Читать «Годы в Вольфенбюттеле. Жизнь Жан-Поля Фридриха Рихтера» онлайн - страница 292

Герхард Вальтер Менцель

Так продолжалось целый год. Мать Марианны скончалась. Сестра ее обручилась. И тут от нее пришло прощальное письмо: она спешит «уйти наконец от мира, которому я до такой невероятной степени не нужна», и известие: она бросилась в Рейн, ее, правда, извлекли живой, но на следующий день она умерла, в двадцать семь лет, как раз в том возрасте, в каком погиб ее отец. Свои небольшие сбережения она послала в подарок детям Жан-Поля.

«Вот все и кончено, она умерла более возвышенно, чем другие жили… Утешительно сознание, что ты совершенно невиновен — ни в поступках, ни в намерениях, — но боль все же остается».

Письмо Марианны с сообщением о первой попытке самоубийства дошло до Жан-Поля как раз тогда, когда он работал над статьей о героической смерти, появившейся в свет лишь после окончания боев на немецкой земле и свержения Наполеона. Ее смерть в Рейне по времени почти совпадает с отречением императора от престола. Теперь над Парижем вместо трехцветного знамени революции снова развевается флаг с бурбоновскими лилиями. В Вене собираются дипломаты, чтобы осудить новые государственные границы Европы. Войны, называемые в Германии освободительными, завершаются победой, но не освобождением. Уже Венский конгресс показал, кто победил: реакция. Усиленно восстанавливаются дореволюционные порядки. Однако не везде это проходит так легко, как, например, в Гессене, где вернувшийся курфюрст желает восстановить все в таком виде, в каком оставил в 1806 году, и даже снова вводит обязательное ношение парика с косой. Во времена либеральной конституции в Вестфальском королевстве жили куда свободнее, чем после освобождения. И задним числом начинают расцветать легенды о Наполеоне — у Гейне, Гебеля, Годи.

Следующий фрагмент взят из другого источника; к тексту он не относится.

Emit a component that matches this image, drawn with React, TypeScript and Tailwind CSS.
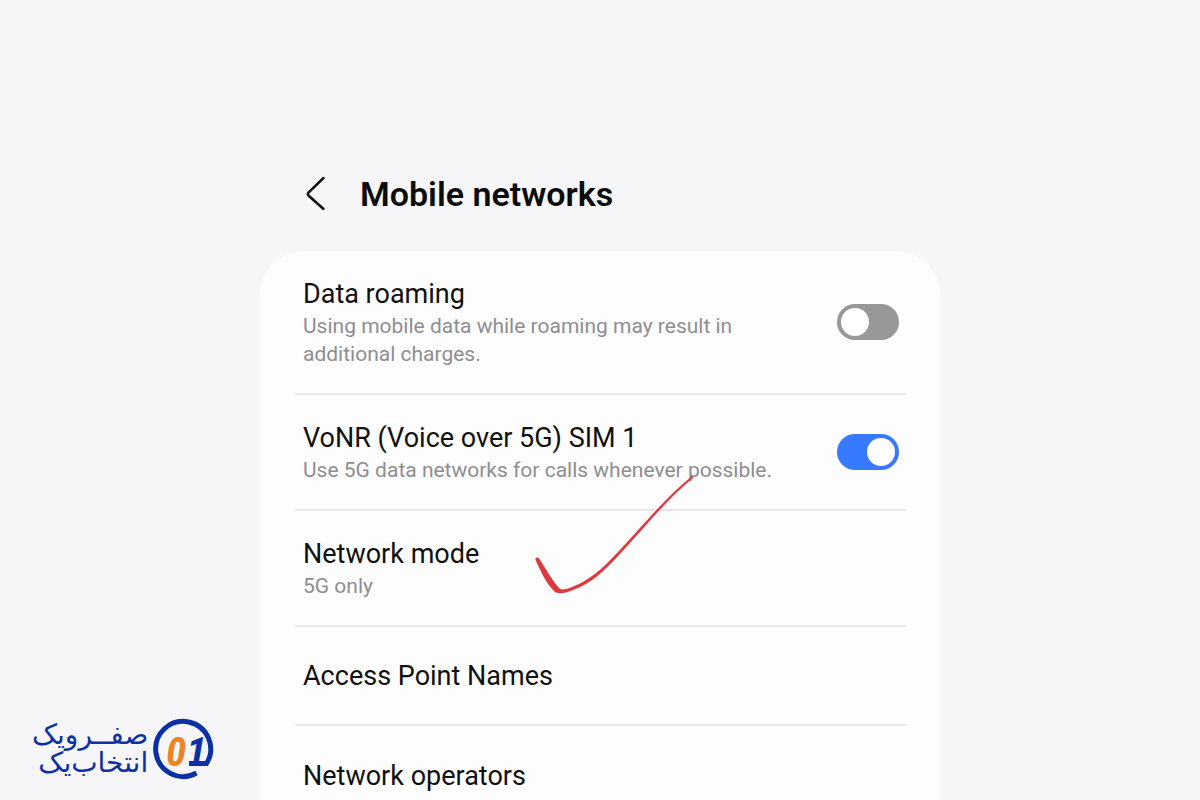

Но в годы революции и войны народы осознали свою силу. Даже Бурбонам не под силу вернуть Францию в дореволюционное состояние, а Наполеон, вернувшись на сто дней, признает конституцию, ограничивающую его единовластие. Южногерманские государства получают конституции, прусский король обещает (и, разумеется, обещание не сдерживает) ввести конституцию, и в принятых на Венском конгрессе документах Германского союза речь тоже идет о народном представительстве и свободе печати.

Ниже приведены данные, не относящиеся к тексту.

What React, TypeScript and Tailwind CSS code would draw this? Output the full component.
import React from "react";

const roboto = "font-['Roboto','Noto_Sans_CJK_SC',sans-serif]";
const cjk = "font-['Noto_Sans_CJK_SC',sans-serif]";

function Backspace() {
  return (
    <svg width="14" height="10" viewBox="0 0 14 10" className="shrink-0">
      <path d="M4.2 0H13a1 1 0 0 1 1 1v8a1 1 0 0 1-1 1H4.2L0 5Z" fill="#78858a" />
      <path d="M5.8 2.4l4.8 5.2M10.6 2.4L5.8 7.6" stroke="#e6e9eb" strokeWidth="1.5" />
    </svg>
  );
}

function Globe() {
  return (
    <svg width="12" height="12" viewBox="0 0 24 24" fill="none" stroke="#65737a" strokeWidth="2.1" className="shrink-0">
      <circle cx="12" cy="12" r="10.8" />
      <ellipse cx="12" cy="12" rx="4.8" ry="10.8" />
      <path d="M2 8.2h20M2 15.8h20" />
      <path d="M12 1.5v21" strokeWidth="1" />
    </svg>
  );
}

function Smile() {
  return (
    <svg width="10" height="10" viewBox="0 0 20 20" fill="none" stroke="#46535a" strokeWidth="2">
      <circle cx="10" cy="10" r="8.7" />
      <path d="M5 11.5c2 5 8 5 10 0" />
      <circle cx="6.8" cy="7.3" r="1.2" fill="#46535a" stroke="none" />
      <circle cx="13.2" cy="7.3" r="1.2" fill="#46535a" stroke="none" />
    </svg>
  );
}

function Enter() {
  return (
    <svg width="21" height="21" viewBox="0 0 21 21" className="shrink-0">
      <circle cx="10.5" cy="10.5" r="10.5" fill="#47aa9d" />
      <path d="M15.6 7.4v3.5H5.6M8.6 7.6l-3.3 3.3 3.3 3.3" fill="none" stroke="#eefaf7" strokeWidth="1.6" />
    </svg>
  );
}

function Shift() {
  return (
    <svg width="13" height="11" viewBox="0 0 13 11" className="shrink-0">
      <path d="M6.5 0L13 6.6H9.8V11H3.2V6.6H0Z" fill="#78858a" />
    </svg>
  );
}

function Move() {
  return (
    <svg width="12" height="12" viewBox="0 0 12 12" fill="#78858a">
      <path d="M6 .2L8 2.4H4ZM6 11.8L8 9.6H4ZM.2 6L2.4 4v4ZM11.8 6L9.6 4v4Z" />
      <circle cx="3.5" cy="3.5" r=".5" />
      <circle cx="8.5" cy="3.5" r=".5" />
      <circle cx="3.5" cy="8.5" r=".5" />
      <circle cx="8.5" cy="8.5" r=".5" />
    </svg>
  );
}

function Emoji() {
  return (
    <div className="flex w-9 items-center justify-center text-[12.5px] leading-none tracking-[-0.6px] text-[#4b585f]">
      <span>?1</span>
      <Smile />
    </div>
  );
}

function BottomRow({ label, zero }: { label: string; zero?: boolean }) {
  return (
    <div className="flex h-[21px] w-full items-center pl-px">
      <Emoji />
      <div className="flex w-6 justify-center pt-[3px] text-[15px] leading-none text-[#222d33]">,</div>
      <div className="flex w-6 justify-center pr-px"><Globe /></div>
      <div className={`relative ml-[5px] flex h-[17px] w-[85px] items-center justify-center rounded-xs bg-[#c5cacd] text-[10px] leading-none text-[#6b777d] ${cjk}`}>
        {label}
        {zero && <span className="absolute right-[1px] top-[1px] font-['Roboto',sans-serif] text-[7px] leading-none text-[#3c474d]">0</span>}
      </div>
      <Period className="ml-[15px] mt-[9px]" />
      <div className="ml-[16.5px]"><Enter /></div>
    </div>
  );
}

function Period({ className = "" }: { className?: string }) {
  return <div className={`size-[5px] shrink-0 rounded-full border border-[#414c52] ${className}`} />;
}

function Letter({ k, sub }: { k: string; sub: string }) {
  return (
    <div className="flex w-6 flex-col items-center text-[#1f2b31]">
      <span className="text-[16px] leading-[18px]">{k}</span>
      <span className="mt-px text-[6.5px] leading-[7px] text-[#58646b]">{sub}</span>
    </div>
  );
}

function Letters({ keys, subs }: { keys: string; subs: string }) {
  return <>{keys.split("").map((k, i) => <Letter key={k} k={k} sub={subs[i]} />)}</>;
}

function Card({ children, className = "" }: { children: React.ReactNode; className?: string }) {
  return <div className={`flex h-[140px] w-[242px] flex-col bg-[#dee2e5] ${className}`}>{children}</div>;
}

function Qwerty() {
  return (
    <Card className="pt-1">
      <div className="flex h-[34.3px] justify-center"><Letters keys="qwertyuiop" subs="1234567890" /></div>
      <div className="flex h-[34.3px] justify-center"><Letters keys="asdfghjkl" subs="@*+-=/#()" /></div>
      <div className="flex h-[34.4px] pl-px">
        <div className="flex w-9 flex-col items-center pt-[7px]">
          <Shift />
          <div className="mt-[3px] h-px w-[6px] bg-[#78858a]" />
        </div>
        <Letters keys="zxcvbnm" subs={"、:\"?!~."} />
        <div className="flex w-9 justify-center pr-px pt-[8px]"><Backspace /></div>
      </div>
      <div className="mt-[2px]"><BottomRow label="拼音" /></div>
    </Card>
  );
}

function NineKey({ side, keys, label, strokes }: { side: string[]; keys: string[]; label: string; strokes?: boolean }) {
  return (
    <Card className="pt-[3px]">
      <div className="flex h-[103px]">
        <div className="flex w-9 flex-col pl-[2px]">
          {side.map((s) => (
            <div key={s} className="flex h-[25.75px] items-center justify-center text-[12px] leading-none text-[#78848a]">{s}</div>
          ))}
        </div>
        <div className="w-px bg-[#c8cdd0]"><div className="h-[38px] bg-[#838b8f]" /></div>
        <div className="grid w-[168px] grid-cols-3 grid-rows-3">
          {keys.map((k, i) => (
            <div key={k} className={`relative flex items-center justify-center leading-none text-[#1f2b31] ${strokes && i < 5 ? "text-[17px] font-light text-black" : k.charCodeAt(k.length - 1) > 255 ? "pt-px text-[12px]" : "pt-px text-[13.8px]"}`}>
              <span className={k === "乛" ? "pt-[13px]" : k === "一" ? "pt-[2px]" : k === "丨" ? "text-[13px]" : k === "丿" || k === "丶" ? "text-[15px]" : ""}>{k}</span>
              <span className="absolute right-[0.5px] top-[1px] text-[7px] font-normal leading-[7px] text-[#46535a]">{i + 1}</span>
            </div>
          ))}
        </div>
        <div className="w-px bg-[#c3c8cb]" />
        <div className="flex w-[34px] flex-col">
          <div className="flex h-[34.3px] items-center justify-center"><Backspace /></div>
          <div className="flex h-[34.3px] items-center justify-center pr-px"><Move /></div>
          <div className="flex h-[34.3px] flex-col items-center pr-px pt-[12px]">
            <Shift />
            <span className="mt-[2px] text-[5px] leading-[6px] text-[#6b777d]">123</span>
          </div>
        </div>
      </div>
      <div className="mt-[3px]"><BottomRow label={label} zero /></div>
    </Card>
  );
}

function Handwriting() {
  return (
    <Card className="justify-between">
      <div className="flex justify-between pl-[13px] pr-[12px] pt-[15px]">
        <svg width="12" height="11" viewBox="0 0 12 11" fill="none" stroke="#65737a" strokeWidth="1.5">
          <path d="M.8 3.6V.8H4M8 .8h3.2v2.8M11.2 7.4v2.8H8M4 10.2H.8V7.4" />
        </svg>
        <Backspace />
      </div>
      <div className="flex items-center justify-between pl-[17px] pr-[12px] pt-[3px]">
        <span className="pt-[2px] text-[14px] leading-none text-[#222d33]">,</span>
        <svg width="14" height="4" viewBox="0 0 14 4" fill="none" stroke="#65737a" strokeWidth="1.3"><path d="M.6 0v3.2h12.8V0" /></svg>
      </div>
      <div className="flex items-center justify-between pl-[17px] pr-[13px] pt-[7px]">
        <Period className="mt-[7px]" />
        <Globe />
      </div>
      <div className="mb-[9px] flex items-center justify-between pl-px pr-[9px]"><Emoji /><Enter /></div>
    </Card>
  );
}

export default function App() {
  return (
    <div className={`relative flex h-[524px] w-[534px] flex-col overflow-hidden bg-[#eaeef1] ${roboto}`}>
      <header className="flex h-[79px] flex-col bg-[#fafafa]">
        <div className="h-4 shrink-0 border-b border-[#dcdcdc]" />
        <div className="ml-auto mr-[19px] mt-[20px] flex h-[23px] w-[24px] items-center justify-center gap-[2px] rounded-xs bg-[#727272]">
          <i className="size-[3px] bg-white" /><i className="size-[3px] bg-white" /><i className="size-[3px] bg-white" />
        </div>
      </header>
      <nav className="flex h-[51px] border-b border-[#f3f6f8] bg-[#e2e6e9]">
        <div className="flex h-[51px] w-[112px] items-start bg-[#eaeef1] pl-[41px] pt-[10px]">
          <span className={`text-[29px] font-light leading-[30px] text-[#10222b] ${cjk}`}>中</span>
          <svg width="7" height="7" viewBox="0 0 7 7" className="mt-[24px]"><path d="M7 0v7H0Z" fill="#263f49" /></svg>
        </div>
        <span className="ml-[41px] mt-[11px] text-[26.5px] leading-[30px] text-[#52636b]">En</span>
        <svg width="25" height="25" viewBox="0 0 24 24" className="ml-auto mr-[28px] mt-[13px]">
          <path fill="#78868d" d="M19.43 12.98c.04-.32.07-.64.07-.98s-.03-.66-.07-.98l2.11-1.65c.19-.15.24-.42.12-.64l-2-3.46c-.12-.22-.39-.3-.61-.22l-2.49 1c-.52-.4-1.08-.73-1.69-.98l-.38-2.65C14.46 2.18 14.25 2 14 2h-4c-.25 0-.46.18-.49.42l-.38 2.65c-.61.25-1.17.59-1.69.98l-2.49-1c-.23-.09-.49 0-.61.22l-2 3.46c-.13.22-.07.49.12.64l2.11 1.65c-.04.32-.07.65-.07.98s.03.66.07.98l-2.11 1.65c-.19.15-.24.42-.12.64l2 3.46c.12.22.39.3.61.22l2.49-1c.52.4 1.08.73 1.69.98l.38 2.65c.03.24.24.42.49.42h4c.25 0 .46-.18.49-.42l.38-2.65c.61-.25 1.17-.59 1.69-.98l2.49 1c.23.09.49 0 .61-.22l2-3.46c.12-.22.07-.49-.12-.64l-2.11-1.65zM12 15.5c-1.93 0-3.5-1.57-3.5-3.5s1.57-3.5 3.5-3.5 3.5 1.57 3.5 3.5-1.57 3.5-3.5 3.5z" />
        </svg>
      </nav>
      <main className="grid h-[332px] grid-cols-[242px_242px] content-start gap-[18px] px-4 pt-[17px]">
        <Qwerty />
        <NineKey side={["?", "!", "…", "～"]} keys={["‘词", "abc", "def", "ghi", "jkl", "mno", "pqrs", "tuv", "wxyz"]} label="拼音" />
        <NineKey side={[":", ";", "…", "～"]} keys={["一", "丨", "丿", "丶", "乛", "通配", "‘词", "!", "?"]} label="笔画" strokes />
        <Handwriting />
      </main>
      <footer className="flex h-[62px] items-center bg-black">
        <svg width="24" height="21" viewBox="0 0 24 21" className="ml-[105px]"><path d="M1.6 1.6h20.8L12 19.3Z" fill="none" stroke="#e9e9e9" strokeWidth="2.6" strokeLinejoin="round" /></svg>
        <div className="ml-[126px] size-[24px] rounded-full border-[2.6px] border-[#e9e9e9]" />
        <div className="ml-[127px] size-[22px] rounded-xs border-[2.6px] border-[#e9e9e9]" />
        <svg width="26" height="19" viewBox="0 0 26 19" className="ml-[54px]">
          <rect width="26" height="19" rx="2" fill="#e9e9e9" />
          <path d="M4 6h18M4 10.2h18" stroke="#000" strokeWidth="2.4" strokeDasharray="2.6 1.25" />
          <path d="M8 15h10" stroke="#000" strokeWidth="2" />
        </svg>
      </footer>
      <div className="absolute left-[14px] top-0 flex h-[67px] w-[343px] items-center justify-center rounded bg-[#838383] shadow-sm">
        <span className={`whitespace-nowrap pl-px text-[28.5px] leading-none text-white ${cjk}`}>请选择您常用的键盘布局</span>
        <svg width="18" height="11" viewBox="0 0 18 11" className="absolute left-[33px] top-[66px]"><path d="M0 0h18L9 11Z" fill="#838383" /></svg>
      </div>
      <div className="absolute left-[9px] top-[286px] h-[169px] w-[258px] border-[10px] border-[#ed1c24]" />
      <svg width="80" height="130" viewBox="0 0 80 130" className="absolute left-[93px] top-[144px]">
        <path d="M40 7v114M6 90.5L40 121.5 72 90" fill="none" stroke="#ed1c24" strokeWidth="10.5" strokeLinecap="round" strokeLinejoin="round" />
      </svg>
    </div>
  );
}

Вечно исполненный надежд, Жан-Поль снова воодушевлен. Ему по душе, что Франции не мстят посредством грабежа. В действиях государственных мужей ему видится европейский, наднациональный разум. Обещания дать конституцию и духовную свободу он принимал так же серьезно, как религиозные увлечения царя Александра, веру в которые ему внушает старая приятельница госпожа фон Крюденер. В Вене она молилась вместе с царем, приведя в замешательство других монархов. Ее идею Священного союза (которую Генц, государственный секретарь Меттерниха, называет «политически несостоятельной… театральной декорацией» — а уж ему ли не знать этого!) Жан-Поль, хоть и недолго, считал здравой. Это выразилось в его «Смене тронов Марса и Феба». Но в «Проповедях на великий пост» уже заметны признаки разочарования. Он снова уходит в оппозицию. В «Комету» он вставляет сатиру на Венский конгресс — «Великий магнетический пир», и хотя там (символ крепостничества и отсталости) угощают и «московитской говядиной и паштетом из раков», народы встают из-за стола с пустыми желудками. Яснее, чем в этой нелегко разгадываемой сатире, он выразил свою мысль в предисловиях к первому и второму тому. В них он атакует Карлсбадские решения с их цензурными установлениями, впервые охватывающими все немецкие государства, и высмеивает некоего доносчика: прусского регирунгсрата Шмальца, который еще за четыре года до начала преследования так называемых демагогов публично требует такового, за что и получает в награду от Фридриха Вильгельма III орден.